We also visited the bullfighting museum. There is nothing to say in favour of torturing dumb animals so I wont say anything about it at all. However, the matadors’ costumes are another thing. Dancing shoes, pink stockings, pastel colours with lots of embroidery, and silly little hats. What are they thinking? I reckon the bulls aren’t annoyed by all the barbs and silly cape waving. They just can’t stand the clothes. If the Spanish want to make this so-called ‘sport’ humane, all they need to do is dress the local egomaniac as a cross between Peter Pan and Liberace and make him dodge peak-hour traffic. That way we can all laugh at his misfortune and don’t have to feel sorry for either the antagonist or his victims.
That night we managed to find the tapas bar we had searched so vainly for. It is called Piripi and is the hang-out of choice of all cool and well-off Alicanteans. We ordered too much food but ate it all because it was hideously expensive. Nevertheless, it was very good and the service is a thing to watch in itself. A central semi-circular bar is surrounded by groups, families and individuals all apparently ordering things at random between drags on their cigarettes. Behind the bar a group of men, cut ham from the bone, pour drinks, slice bread, decant olives etc with the kind of organization airport flight controllers can only dream of.

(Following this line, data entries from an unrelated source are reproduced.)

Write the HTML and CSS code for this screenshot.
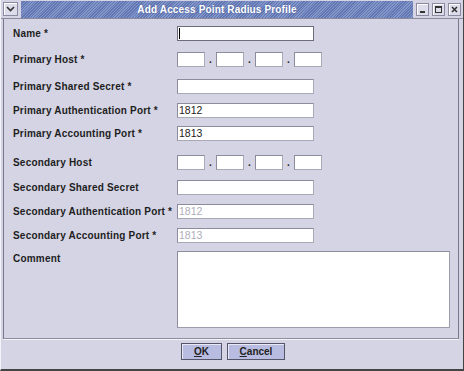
FILE: index.html
```html
<!DOCTYPE html>
<html lang="en">
<head>
    <meta charset="UTF-8">
    <title>Add Access Point Radius Profile</title>
    <link rel="stylesheet" href="styles.css">
</head>
<body>
    <div class="window">
        <div class="titlebar">
            <div class="tb-btn menu-btn">
                <svg width="9" height="6" viewBox="0 0 9 6"><path d="M1 1 L4.5 4.5 L8 1" fill="none" stroke="#333" stroke-width="1.6"/></svg>
            </div>
            <div class="title-strip">Add Access Point Radius Profile</div>
            <div class="tb-controls">
                <div class="tb-btn">
                    <svg width="7" height="7" viewBox="0 0 7 7"><rect x="1" y="5" width="5" height="2" fill="#333"/></svg>
                </div>
                <div class="tb-btn">
                    <svg width="7" height="7" viewBox="0 0 7 7"><rect x="0.5" y="0.5" width="6" height="6" fill="none" stroke="#333"/><rect x="0" y="0" width="7" height="2" fill="#333"/></svg>
                </div>
                <div class="tb-btn">
                    <svg width="7" height="7" viewBox="0 0 7 7"><path d="M1 1 L6 6 M6 1 L1 6" stroke="#333" stroke-width="1.6"/></svg>
                </div>
            </div>
        </div>

        <div class="client">
            <div class="form-panel">
                <label class="field-label">Name *</label>
                <div class="text-field focused"><span class="caret"></span></div>

                <label class="field-label">Primary Host *</label>
                <div class="ip-field">
                    <div class="ip-box"></div><span class="ip-dot">.</span>
                    <div class="ip-box"></div><span class="ip-dot">.</span>
                    <div class="ip-box"></div><span class="ip-dot">.</span>
                    <div class="ip-box"></div>
                </div>

                <label class="field-label">Primary Shared Secret *</label>
                <div class="text-field"></div>

                <label class="field-label">Primary Authentication Port *</label>
                <div class="text-field">1812</div>

                <label class="field-label">Primary Accounting Port *</label>
                <div class="text-field">1813</div>

                <label class="field-label">Secondary Host</label>
                <div class="ip-field">
                    <div class="ip-box"></div><span class="ip-dot">.</span>
                    <div class="ip-box"></div><span class="ip-dot">.</span>
                    <div class="ip-box"></div><span class="ip-dot">.</span>
                    <div class="ip-box"></div>
                </div>

                <label class="field-label">Secondary Shared Secret</label>
                <div class="text-field"></div>

                <label class="field-label">Secondary Authentication Port *</label>
                <div class="text-field disabled">1812</div>

                <label class="field-label">Secondary Accounting Port *</label>
                <div class="text-field disabled">1813</div>

                <label class="field-label">Comment</label>
                <div class="text-area"></div>
            </div>

            <div class="button-bar">
                <button class="dlg-btn ok-btn"><u>O</u>K</button>
                <button class="dlg-btn cancel-btn"><u>C</u>ancel</button>
            </div>
        </div>
    </div>
</body>
</html>
```

FILE: styles.css
```css
* {
    margin: 0;
    padding: 0;
    box-sizing: border-box;
}

body {
    background: #d4d4e4;
    font-family: 'Liberation Sans', Arial, sans-serif;
    font-size: 10px;
    color: #222;
}

.window {
    width: 464px;
    height: 371px;
    display: flex;
    flex-direction: column;
    background: #d4d4e4;
    border-right: 1px solid #444;
    border-bottom: 2px solid #444;
    border-left: 1px solid #f4f4f8;
}

/* title bar */
.titlebar {
    height: 19px;
    display: flex;
    align-items: center;
    padding: 0 2px 0 2px;
    border-bottom: 1px solid #8a8a9e;
    flex-shrink: 0;
}

.tb-btn {
    width: 13px;
    height: 13px;
    display: flex;
    align-items: center;
    justify-content: center;
    background: #dcdcea;
    border: 1px solid #8a8aa0;
    box-shadow: inset 1px 1px 0 #fff;
}

.menu-btn {
    width: 15px;
    height: 14px;
}

.title-strip {
    flex: 1;
    height: 17px;
    margin: 0 3px 0 3px;
    display: flex;
    align-items: center;
    justify-content: center;
    color: #fff;
    font-weight: bold;
    font-size: 10px;
    letter-spacing: 0.15px;
    background-color: #6276b2;
    background-image: repeating-linear-gradient(135deg, #6276b2 0, #6276b2 1px, #8396ca 1px, #8396ca 2px);
    text-shadow: 0 0 2px #4a5d96;
}

.tb-controls {
    display: flex;
    gap: 3px;
}

/* client area */
.client {
    flex: 1;
    display: flex;
    flex-direction: column;
    padding-left: 2px;
}

.form-panel {
    height: 320px;
    width: 456px;
    border-left: 1px solid #77778a;
    border-right: 1px solid #77778a;
    border-bottom: 1px solid #8e8e9e;
    box-shadow: 0 1px 0 #f4f4f8;
    padding: 7px 0 0 9px;
    display: grid;
    grid-template-columns: 164px 1fr;
    grid-template-rows: 26px 27px 24px 23px 29px 25px 24px 24px 23px 77px;
    align-items: start;
}

.field-label {
    height: 15px;
    line-height: 15px;
    font-weight: bold;
    letter-spacing: 0.2px;
    white-space: nowrap;
    color: #1e1e1e;
}

.text-field {
    width: 137px;
    height: 15px;
    background: #fff;
    border: 1px solid #8c8c9c;
    border-right-color: #a8a8b6;
    border-bottom-color: #a8a8b6;
    font-size: 10.5px;
    line-height: 13px;
    padding-left: 1px;
    color: #222;
    position: relative;
}

.text-field.focused {
    border-color: #6c6c7c;
}

.text-field.disabled {
    color: #aeaeba;
}

.caret {
    position: absolute;
    left: 1px;
    top: 1px;
    width: 1px;
    height: 11px;
    background: #000;
}

.ip-field {
    display: flex;
    align-items: center;
    height: 15px;
}

.ip-box {
    width: 28px;
    height: 15px;
    background: #fff;
    border: 1px solid #8c8c9c;
    border-right-color: #a8a8b6;
    border-bottom-color: #a8a8b6;
}

.ip-dot {
    width: 11px;
    text-align: center;
    font-weight: bold;
    line-height: 15px;
}

.text-area {
    width: 273px;
    height: 77px;
    background: #fff;
    border: 1px solid #8c8c9c;
    border-right-color: #9c9cac;
    border-bottom-color: #9c9cac;
}

/* buttons */
.button-bar {
    flex: 1;
    display: flex;
    justify-content: center;
    align-items: flex-start;
    gap: 5px;
    padding-top: 4px;
}

.dlg-btn {
    height: 17px;
    font-family: 'Liberation Sans', Arial, sans-serif;
    font-size: 10px;
    font-weight: bold;
    color: #222;
    background: #b8bce0;
    border: 1px solid #55556a;
    box-shadow: inset 1px 1px 0 #e8e8f6;
}

.ok-btn {
    width: 41px;
}

.cancel-btn {
    width: 58px;
}
```
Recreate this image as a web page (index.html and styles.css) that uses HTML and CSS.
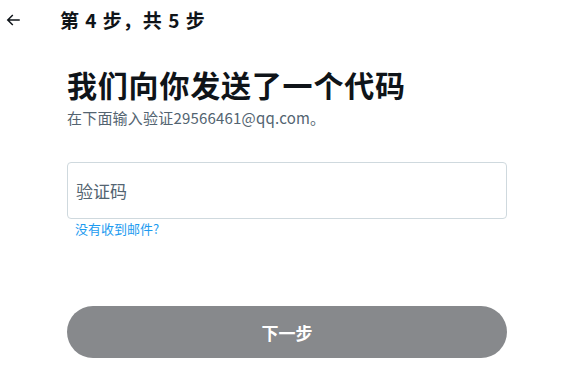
FILE: index.html
```html
<!doctype html>
<html lang="zh">
  <head>
    <meta charset="UTF-8" />
    <meta name="viewport" content="width=device-width, initial-scale=1.0" />
    <title>验证码</title>
    <link rel="stylesheet" href="styles.css">
  </head>
  <body>
    <div class="topbar">
      <button class="back-btn" aria-label="返回">
        <svg viewBox="0 0 24 24" width="18" height="18">
          <path d="M7.414 13l5.043 5.04-1.414 1.42L3.586 12l7.457-7.46 1.414 1.42L7.414 11H21v2H7.414z"/>
        </svg>
      </button>
      <div class="step">第 4 步，共 5 步</div>
    </div>

    <div class="content">
      <h1>我们向你发送了一个代码</h1>
      <p class="sub">在下面输入验证29566461@qq.com。</p>

      <div class="field">
        <input type="text" placeholder="验证码" />
      </div>
      <a class="resend" href="#">没有收到邮件?</a>

      <button class="next-btn" disabled>下一步</button>
    </div>
  </body>
</html>
```

FILE: styles.css
```css
body {
  margin: 0;
  font-family: "Noto Sans CJK SC", "Liberation Sans", sans-serif;
  background-color: #fff;
  color: #0f1419;
}

.topbar {
  display: flex;
  align-items: center;
  height: 40px;
}

.back-btn {
  width: 28px;
  height: 40px;
  padding: 0 0 0 4px;
  border: none;
  background: none;
  display: flex;
  align-items: center;
  cursor: pointer;
}

.back-btn svg {
  fill: #0f1419;
}

.step {
  margin-left: 32px;
  margin-top: -1px;
  font-size: 19px;
  font-weight: 700;
  letter-spacing: 1px;
}

.content {
  padding: 24px 61px 0 67px;
}

.content h1 {
  margin: 0;
  font-size: 30px;
  font-weight: 700;
  line-height: 40px;
  letter-spacing: 0.8px;
}

.sub {
  margin: 4px 0 0;
  font-size: 15px;
  line-height: 20px;
  letter-spacing: 0.2px;
  color: #536471;
}

.field {
  margin-top: 34px;
  height: 55px;
  border: 1px solid #cfd9de;
  border-radius: 4px;
  display: flex;
}

.field input {
  flex: 1;
  border: none;
  outline: none;
  background: transparent;
  padding: 0 8px;
  font-family: inherit;
  font-size: 17px;
  color: #0f1419;
}

.field input::placeholder {
  color: #536471;
}

.resend {
  display: block;
  margin: 1px 0 0 8px;
  font-size: 13px;
  line-height: 18px;
  color: #1d9bf0;
  text-decoration: none;
}

.next-btn {
  display: block;
  width: 100%;
  height: 52px;
  margin-top: 68px;
  border: none;
  border-radius: 26px;
  background-color: #87898c;
  color: #fff;
  font-family: inherit;
  font-size: 17px;
  font-weight: 700;
}
```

Afterwards we decided to try out the ‘pirates’ bar’ despite being unarmed. It turned out not to be a seedy dive at all but was instead a student hang out. You enter by a precarious half-flight of stairs and ducking through pair of inaptly hung doors with a lintel low enough to brain a dachshund. Once inside anyone over 5’10” will is unable to stand upright unless they find a space between to roof beams. Anyone over 6’ just has to get used to stooping. It was very cute with graffiti covered walls, a bar that the staff had to crawl under to get out of and a lack of adequate seating. Students stand around sipping tea or spirits and practising their Albert Camus impressions. It had no name so you will just have to stroll around to find it. Good luck.